- [Problem statement]:
Take the material below and retype it in full; pictures are left out.

- [Raw data]:
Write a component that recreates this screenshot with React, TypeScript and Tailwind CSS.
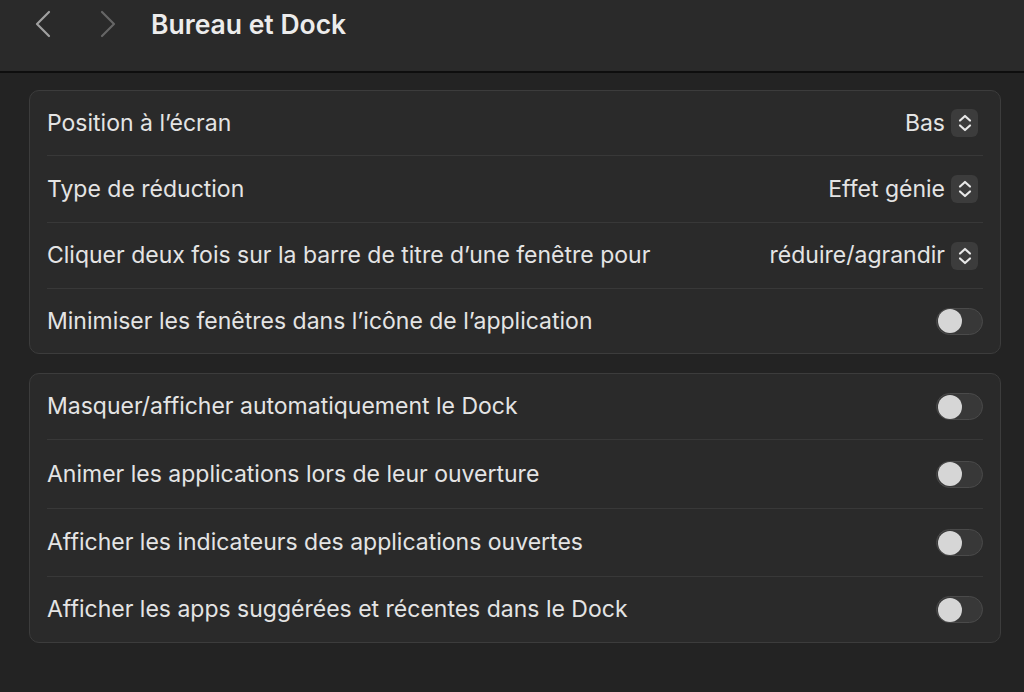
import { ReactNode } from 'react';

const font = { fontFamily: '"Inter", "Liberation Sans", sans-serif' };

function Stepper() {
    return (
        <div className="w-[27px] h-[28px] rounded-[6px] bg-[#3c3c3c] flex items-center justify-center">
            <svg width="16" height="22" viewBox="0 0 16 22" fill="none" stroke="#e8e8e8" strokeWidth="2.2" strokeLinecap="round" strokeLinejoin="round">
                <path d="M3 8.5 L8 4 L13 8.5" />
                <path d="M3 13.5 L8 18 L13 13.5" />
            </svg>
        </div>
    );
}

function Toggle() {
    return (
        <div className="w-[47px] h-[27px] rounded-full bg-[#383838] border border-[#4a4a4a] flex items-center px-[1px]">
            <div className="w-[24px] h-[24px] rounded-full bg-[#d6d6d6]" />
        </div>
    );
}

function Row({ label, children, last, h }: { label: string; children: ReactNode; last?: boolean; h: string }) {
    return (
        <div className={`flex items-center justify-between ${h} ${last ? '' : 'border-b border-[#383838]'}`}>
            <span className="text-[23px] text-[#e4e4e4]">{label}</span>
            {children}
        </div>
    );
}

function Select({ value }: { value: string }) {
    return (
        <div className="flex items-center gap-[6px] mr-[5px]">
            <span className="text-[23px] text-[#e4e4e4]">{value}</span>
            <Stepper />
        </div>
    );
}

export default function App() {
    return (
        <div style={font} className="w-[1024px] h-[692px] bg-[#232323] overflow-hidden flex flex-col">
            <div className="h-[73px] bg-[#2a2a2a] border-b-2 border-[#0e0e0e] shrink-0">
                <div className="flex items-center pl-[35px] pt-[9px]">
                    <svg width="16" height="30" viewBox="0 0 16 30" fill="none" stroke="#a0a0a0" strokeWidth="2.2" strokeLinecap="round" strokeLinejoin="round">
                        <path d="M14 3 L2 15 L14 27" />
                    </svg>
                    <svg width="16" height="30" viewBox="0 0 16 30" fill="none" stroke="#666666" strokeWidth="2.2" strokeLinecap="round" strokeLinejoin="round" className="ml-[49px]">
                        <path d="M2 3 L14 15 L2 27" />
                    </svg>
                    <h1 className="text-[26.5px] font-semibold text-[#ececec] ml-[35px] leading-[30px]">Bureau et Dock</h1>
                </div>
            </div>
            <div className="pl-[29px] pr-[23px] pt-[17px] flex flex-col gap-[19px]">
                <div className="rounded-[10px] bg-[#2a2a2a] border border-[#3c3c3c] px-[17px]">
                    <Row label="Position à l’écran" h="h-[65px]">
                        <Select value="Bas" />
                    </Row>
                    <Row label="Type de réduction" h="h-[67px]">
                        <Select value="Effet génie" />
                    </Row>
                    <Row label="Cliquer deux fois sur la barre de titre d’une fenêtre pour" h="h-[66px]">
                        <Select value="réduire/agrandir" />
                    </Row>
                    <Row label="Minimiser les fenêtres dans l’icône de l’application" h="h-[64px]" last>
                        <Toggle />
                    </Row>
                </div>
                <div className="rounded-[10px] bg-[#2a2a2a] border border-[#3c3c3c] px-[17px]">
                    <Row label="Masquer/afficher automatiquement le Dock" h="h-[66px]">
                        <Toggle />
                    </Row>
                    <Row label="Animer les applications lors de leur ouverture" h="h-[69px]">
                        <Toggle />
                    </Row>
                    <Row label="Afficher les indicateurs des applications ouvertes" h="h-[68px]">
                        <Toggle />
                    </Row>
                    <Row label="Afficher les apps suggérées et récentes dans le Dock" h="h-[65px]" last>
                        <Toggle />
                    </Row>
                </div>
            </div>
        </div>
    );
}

- [Solution to the problem]:
Write a component that recreates this screenshot with React, TypeScript and Tailwind CSS.
import { ReactNode } from 'react';

const font = { fontFamily: '"Inter", "Liberation Sans", sans-serif' };

function Stepper() {
    return (
        <div className="w-[27px] h-[28px] rounded-[6px] bg-[#3c3c3c] flex items-center justify-center">
            <svg width="16" height="22" viewBox="0 0 16 22" fill="none" stroke="#e8e8e8" strokeWidth="2.2" strokeLinecap="round" strokeLinejoin="round">
                <path d="M3 8.5 L8 4 L13 8.5" />
                <path d="M3 13.5 L8 18 L13 13.5" />
            </svg>
        </div>
    );
}

function Toggle() {
    return (
        <div className="w-[47px] h-[27px] rounded-full bg-[#383838] border border-[#4a4a4a] flex items-center px-[1px]">
            <div className="w-[24px] h-[24px] rounded-full bg-[#d6d6d6]" />
        </div>
    );
}

function Row({ label, children, last, h }: { label: string; children: ReactNode; last?: boolean; h: string }) {
    return (
        <div className={`flex items-center justify-between ${h} ${last ? '' : 'border-b border-[#383838]'}`}>
            <span className="text-[23px] text-[#e4e4e4]">{label}</span>
            {children}
        </div>
    );
}

function Select({ value }: { value: string }) {
    return (
        <div className="flex items-center gap-[6px] mr-[5px]">
            <span className="text-[23px] text-[#e4e4e4]">{value}</span>
            <Stepper />
        </div>
    );
}

export default function App() {
    return (
        <div style={font} className="w-[1024px] h-[692px] bg-[#232323] overflow-hidden flex flex-col">
            <div className="h-[73px] bg-[#2a2a2a] border-b-2 border-[#0e0e0e] shrink-0">
                <div className="flex items-center pl-[35px] pt-[9px]">
                    <svg width="16" height="30" viewBox="0 0 16 30" fill="none" stroke="#a0a0a0" strokeWidth="2.2" strokeLinecap="round" strokeLinejoin="round">
                        <path d="M14 3 L2 15 L14 27" />
                    </svg>
                    <svg width="16" height="30" viewBox="0 0 16 30" fill="none" stroke="#666666" strokeWidth="2.2" strokeLinecap="round" strokeLinejoin="round" className="ml-[49px]">
                        <path d="M2 3 L14 15 L2 27" />
                    </svg>
                    <h1 className="text-[26.5px] font-semibold text-[#ececec] ml-[35px] leading-[30px]">Bureau et Dock</h1>
                </div>
            </div>
            <div className="pl-[29px] pr-[23px] pt-[17px] flex flex-col gap-[19px]">
                <div className="rounded-[10px] bg-[#2a2a2a] border border-[#3c3c3c] px-[17px]">
                    <Row label="Position à l’écran" h="h-[65px]">
                        <Select value="Bas" />
                    </Row>
                    <Row label="Type de réduction" h="h-[67px]">
                        <Select value="Effet génie" />
                    </Row>
                    <Row label="Cliquer deux fois sur la barre de titre d’une fenêtre pour" h="h-[66px]">
                        <Select value="réduire/agrandir" />
                    </Row>
                    <Row label="Minimiser les fenêtres dans l’icône de l’application" h="h-[64px]" last>
                        <Toggle />
                    </Row>
                </div>
                <div className="rounded-[10px] bg-[#2a2a2a] border border-[#3c3c3c] px-[17px]">
                    <Row label="Masquer/afficher automatiquement le Dock" h="h-[66px]">
                        <Toggle />
                    </Row>
                    <Row label="Animer les applications lors de leur ouverture" h="h-[69px]">
                        <Toggle />
                    </Row>
                    <Row label="Afficher les indicateurs des applications ouvertes" h="h-[68px]">
                        <Toggle />
                    </Row>
                    <Row label="Afficher les apps suggérées et récentes dans le Dock" h="h-[65px]" last>
                        <Toggle />
                    </Row>
                </div>
            </div>
        </div>
    );
}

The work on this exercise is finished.